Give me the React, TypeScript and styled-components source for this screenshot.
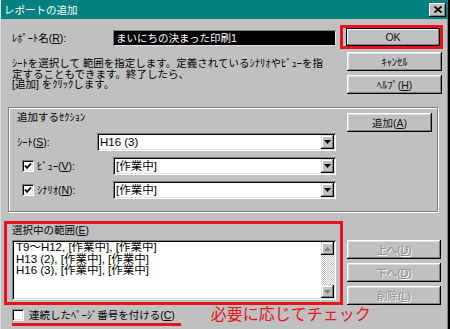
import React from 'react';
import styled, { createGlobalStyle } from 'styled-components';

const FONT = `"Liberation Sans", "Noto Sans CJK JP", sans-serif`;

const GlobalStyle = createGlobalStyle`
  html, body { margin: 0; padding: 0; background: #c0c0c0; }
  body { font-family: ${FONT}; }
  * { box-sizing: border-box; }
`;

const Window = styled.div`
  width: 450px;
  height: 329px;
  overflow: hidden;
  background: #c0c0c0;
  border-left: 1px solid #dfdfdf;
  border-right: 2px solid #000;
  box-shadow: inset -1px 0 #808080;
  display: flex;
  flex-direction: column;
  font-family: ${FONT};
  font-size: 10.5px;
  font-weight: 400;
  color: #000;
`;

const TitleBar = styled.div`
  height: 19px;
  flex: none;
  background: #008080;
  display: flex;
  align-items: center;
  justify-content: space-between;
  padding: 0 2px 0 3px;
`;

const TitleText = styled.span`
  color: #fff;
  font-size: 10.5px;
  line-height: 12px;
  white-space: nowrap;
`;

const CloseButton = styled.div`
  width: 17px;
  height: 14px;
  background: #c0c0c0;
  box-shadow: inset -1px -1px #000, inset 1px 1px #fff, inset -2px -2px #808080;
  display: flex;
  align-items: center;
  justify-content: center;
`;

const Body = styled.div`
  flex: 1;
  display: flex;
  flex-direction: column;
  padding: 0 5px 0 3px;
`;

const TopSection = styled.div`
  display: flex;
  gap: 4px;
  margin-top: 6px;
`;

const TopLeft = styled.div`
  width: 332px;
  padding-left: 8px;
  display: flex;
  flex-direction: column;
`;

const NameRow = styled.div`
  display: flex;
  align-items: center;
  height: 16px;
  margin-top: 5px;
`;

const Label = styled.span<{ $w?: number }>`
  ${(p) => (p.$w ? `width: ${p.$w}px; flex: none;` : '')}
  font-size: 10.5px;
  line-height: 12px;
  white-space: nowrap;
`;

const NameField = styled.div`
  width: 223px;
  height: 16px;
  background: #000;
  color: #fff;
  font-size: 10.5px;
  line-height: 16px;
  padding-left: 3px;
  box-shadow: inset 1px 1px #808080, inset -1px -1px #dfdfdf;
  white-space: nowrap;
  overflow: hidden;
`;

const Description = styled.div`
  margin-top: 12px;
  display: flex;
  flex-direction: column;
`;

const TextLine = styled.div<{ $h: number; $size: number }>`
  height: ${(p) => p.$h}px;
  font-size: ${(p) => p.$size}px;
  line-height: ${(p) => p.$h}px;
  white-space: nowrap;
`;

const ButtonColumn = styled.div<{ $pt?: number; $gap?: number }>`
  display: flex;
  flex-direction: column;
  padding-top: ${(p) => p.$pt ?? 0}px;
  gap: ${(p) => p.$gap ?? 0}px;
`;

const OkFrame = styled.div`
  width: 103px;
  height: 24px;
  border: 3px solid #e5131b;
  padding-left: 3px;
`;

const Button = styled.button<{ $w: number; $h: number; $default?: boolean; $ml?: number; $mt?: number }>`
  width: ${(p) => p.$w}px;
  height: ${(p) => p.$h}px;
  margin-left: ${(p) => p.$ml ?? 0}px;
  margin-top: ${(p) => p.$mt ?? 0}px;
  flex: none;
  padding: 0;
  border: none;
  background: #c0c0c0;
  font-family: ${FONT};
  font-size: 10.5px;
  font-weight: 400;
  line-height: 12px;
  color: #111;
  box-shadow: ${(p) =>
    p.$default
      ? 'inset 0 0 0 1px #000, inset -2px -2px #808080, inset 2px 2px #fff'
      : 'inset -1px -1px #000, inset 1px 1px #fff, inset -2px -2px #808080, inset 2px 2px #dfdfdf'};
  &:disabled {
    color: #8a8a8a;
    text-shadow: 1px 1px #fff;
  }
`;

const GroupBox = styled.div`
  margin: 13px 5px 0 4px;
  border: 1px solid #808080;
  box-shadow: inset 1px 1px #fff, 1px 1px #fff;
  padding: 3px 5px 12px 8px;
  display: flex;
  align-items: flex-start;
  gap: 11px;
`;

const GroupLeft = styled.div`
  width: 319px;
  display: flex;
  flex-direction: column;
`;

const GroupTitle = styled.div`
  font-size: 10.5px;
  line-height: 12px;
  height: 12px;
  white-space: nowrap;
`;

const FieldRow = styled.div<{ $labelW: number; $mt: number }>`
  display: grid;
  grid-template-columns: ${(p) => p.$labelW}px 1fr;
  align-items: center;
  height: 18px;
  margin-top: ${(p) => p.$mt}px;
`;

const CheckLabel = styled.div`
  display: flex;
  align-items: center;
  gap: 3px;
  padding-left: 5px;
`;

const CheckBox = styled.div<{ $size: number }>`
  width: ${(p) => p.$size}px;
  height: ${(p) => p.$size}px;
  flex: none;
  background: #fff;
  box-shadow: inset 1px 1px #808080, inset -1px -1px #fff, inset 2px 2px #000, inset -2px -2px #dfdfdf;
  display: flex;
  align-items: center;
  justify-content: center;
`;

const Combo = styled.div`
  height: 18px;
  background: #fff;
  box-shadow: inset 1px 1px #808080, inset -1px -1px #fff, inset 2px 2px #000, inset -2px -2px #dfdfdf;
  display: flex;
  align-items: center;
`;

const ComboText = styled.span`
  flex: 1;
  padding-left: 3px;
  font-size: 11.5px;
  line-height: 14px;
  white-space: nowrap;
`;

const ArrowButton = styled.div`
  width: 13px;
  height: 14px;
  margin-right: 2px;
  background: #c0c0c0;
  box-shadow: inset -1px -1px #000, inset 1px 1px #dfdfdf, inset -2px -2px #808080, inset 2px 2px #fff;
  display: flex;
  align-items: center;
  justify-content: center;
`;

const BottomSection = styled.div`
  display: flex;
  gap: 4px;
  margin-top: 9px;
`;

const RedFrame = styled.div`
  width: 339px;
  border: 3px solid #e5131b;
  padding: 0 4px 1px 5px;
  display: flex;
  flex-direction: column;
`;

const ListBox = styled.div`
  margin-top: 4px;
  height: 60px;
  background: #fff;
  box-shadow: inset 1px 1px #808080, inset -1px -1px #fff, inset 2px 2px #000, inset -2px -2px #dfdfdf;
  display: flex;
  padding: 2px;
`;

const ListItems = styled.div`
  flex: 1;
  padding: 0 0 0 2px;
  display: flex;
  flex-direction: column;
`;

const ScrollBar = styled.div`
  width: 13px;
  display: flex;
  flex-direction: column;
  justify-content: space-between;
  background-color: #e3e3e3;
  background-image: repeating-conic-gradient(#c0c0c0 0 25%, #ffffff 0 50%);
  background-size: 2px 2px;
`;

const ScrollArrow = styled.div`
  height: 13px;
  background: #c0c0c0;
  box-shadow: inset -1px -1px #000, inset 1px 1px #dfdfdf, inset -2px -2px #808080, inset 2px 2px #fff;
  display: flex;
  align-items: center;
  justify-content: center;
`;

const Footer = styled.div`
  display: flex;
  align-items: flex-start;
`;

const FooterCheck = styled.div`
  margin-left: 8px;
  display: flex;
  align-items: center;
  gap: 5px;
  padding: 4px 6px 2px 0;
  border-bottom: 3px solid #e5131b;
`;

const Note = styled.span`
  margin-left: 30px;
  margin-top: 0px;
  color: #e5131b;
  font-size: 16px;
  line-height: 20px;
  white-space: nowrap;
`;

const Check = () => (
  <svg width="8" height="8" viewBox="0 0 8 8">
    <polyline points="1,3.5 3,5.8 7,1.5" fill="none" stroke="#000" strokeWidth="1.8" />
  </svg>
);

const DownTri = ({ color = '#000' }: { color?: string }) => (
  <svg width="7" height="4" viewBox="0 0 7 4">
    <polygon points="0,0 7,0 3.5,4" fill={color} />
  </svg>
);

const UpTri = ({ color = '#000' }: { color?: string }) => (
  <svg width="7" height="4" viewBox="0 0 7 4">
    <polygon points="0,4 7,4 3.5,0" fill={color} />
  </svg>
);

const CloseX = () => (
  <svg width="8" height="7" viewBox="0 0 8 7">
    <path d="M0.5 0.5 L7.5 6.5 M7.5 0.5 L0.5 6.5" stroke="#000" strokeWidth="1.8" />
  </svg>
);

const descLines = [
  'ｼｰﾄを選択して 範囲を指定します。定義されているｼﾅﾘｵやﾋﾞｭｰを指',
  '定することもできます。終了したら、',
  '[追加] をｸﾘｯｸします。',
];

const listLines = [
  'T9～H12, [作業中], [作業中]',
  'H13 (2), [作業中], [作業中]',
  'H16 (3), [作業中], [作業中]',
];

export default function App() {
  return (
    <>
      <GlobalStyle />
      <Window>
        <TitleBar>
          <TitleText>レポートの追加</TitleText>
          <CloseButton>
            <CloseX />
          </CloseButton>
        </TitleBar>
        <Body>
          <TopSection>
            <TopLeft>
              <NameRow>
                <Label $w={101}>
                  ﾚﾎﾟｰﾄ名(<u>R</u>):
                </Label>
                <NameField>まいにちの決まった印刷1</NameField>
              </NameRow>
              <Description>
                {descLines.map((l) => (
                  <TextLine key={l} $h={10.5} $size={10.5}>
                    {l}
                  </TextLine>
                ))}
              </Description>
            </TopLeft>
            <ButtonColumn>
              <OkFrame>
                <Button $w={94} $h={18} $default>
                  OK
                </Button>
              </OkFrame>
              <Button $w={95} $h={19} $ml={7} $mt={3}>
                ｷｬﾝｾﾙ
              </Button>
              <Button $w={95} $h={19} $ml={7} $mt={4}>
                ﾍﾙﾌﾟ(<u>H</u>)
              </Button>
            </ButtonColumn>
          </TopSection>

          <GroupBox>
            <GroupLeft>
              <GroupTitle>追加するｾｸｼｮﾝ</GroupTitle>
              <FieldRow $labelW={80} $mt={10}>
                <Label>
                  ｼｰﾄ(<u>S</u>):
                </Label>
                <Combo>
                  <ComboText>H16 (3)</ComboText>
                  <ArrowButton>
                    <DownTri />
                  </ArrowButton>
                </Combo>
              </FieldRow>
              <FieldRow $labelW={96} $mt={6}>
                <CheckLabel>
                  <CheckBox $size={12}>
                    <Check />
                  </CheckBox>
                  <Label>
                    ﾋﾞｭｰ(<u>V</u>):
                  </Label>
                </CheckLabel>
                <Combo>
                  <ComboText>[作業中]</ComboText>
                  <ArrowButton>
                    <DownTri />
                  </ArrowButton>
                </Combo>
              </FieldRow>
              <FieldRow $labelW={96} $mt={6}>
                <CheckLabel>
                  <CheckBox $size={12}>
                    <Check />
                  </CheckBox>
                  <Label>
                    ｼﾅﾘｵ(<u>N</u>):
                  </Label>
                </CheckLabel>
                <Combo>
                  <ComboText>[作業中]</ComboText>
                  <ArrowButton>
                    <DownTri />
                  </ArrowButton>
                </Combo>
              </FieldRow>
            </GroupLeft>
            <Button $w={85} $h={19} $mt={2}>
              追加(<u>A</u>)
            </Button>
          </GroupBox>

          <BottomSection>
            <RedFrame>
              <Label>
                選択中の範囲(<u>E</u>)
              </Label>
              <ListBox>
                <ListItems>
                  {listLines.map((l) => (
                    <TextLine key={l} $h={11.5} $size={11.5}>
                      {l}
                    </TextLine>
                  ))}
                </ListItems>
                <ScrollBar>
                  <ScrollArrow>
                    <UpTri color="#808080" />
                  </ScrollArrow>
                  <ScrollArrow>
                    <DownTri color="#808080" />
                  </ScrollArrow>
                </ScrollBar>
              </ListBox>
            </RedFrame>
            <ButtonColumn $pt={19} $gap={4}>
              <Button $w={94} $h={19} disabled>
                上へ(<u>U</u>)
              </Button>
              <Button $w={94} $h={19} disabled>
                下へ(<u>D</u>)
              </Button>
              <Button $w={94} $h={19} disabled>
                削除(<u>L</u>)
              </Button>
            </ButtonColumn>
          </BottomSection>

          <Footer>
            <FooterCheck>
              <CheckBox $size={12} />
              <Label>
                連続したﾍﾟｰｼﾞ番号を付ける(<u>C</u>)
              </Label>
            </FooterCheck>
            <Note>必要に応じてチェック</Note>
          </Footer>
        </Body>
      </Window>
    </>
  );
}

• • • •

Problem to solve = Copy in full each line that holds the word "components".

Task result =
Give me the React, TypeScript and styled-components source for this screenshot.
import styled, { createGlobalStyle } from 'styled-components';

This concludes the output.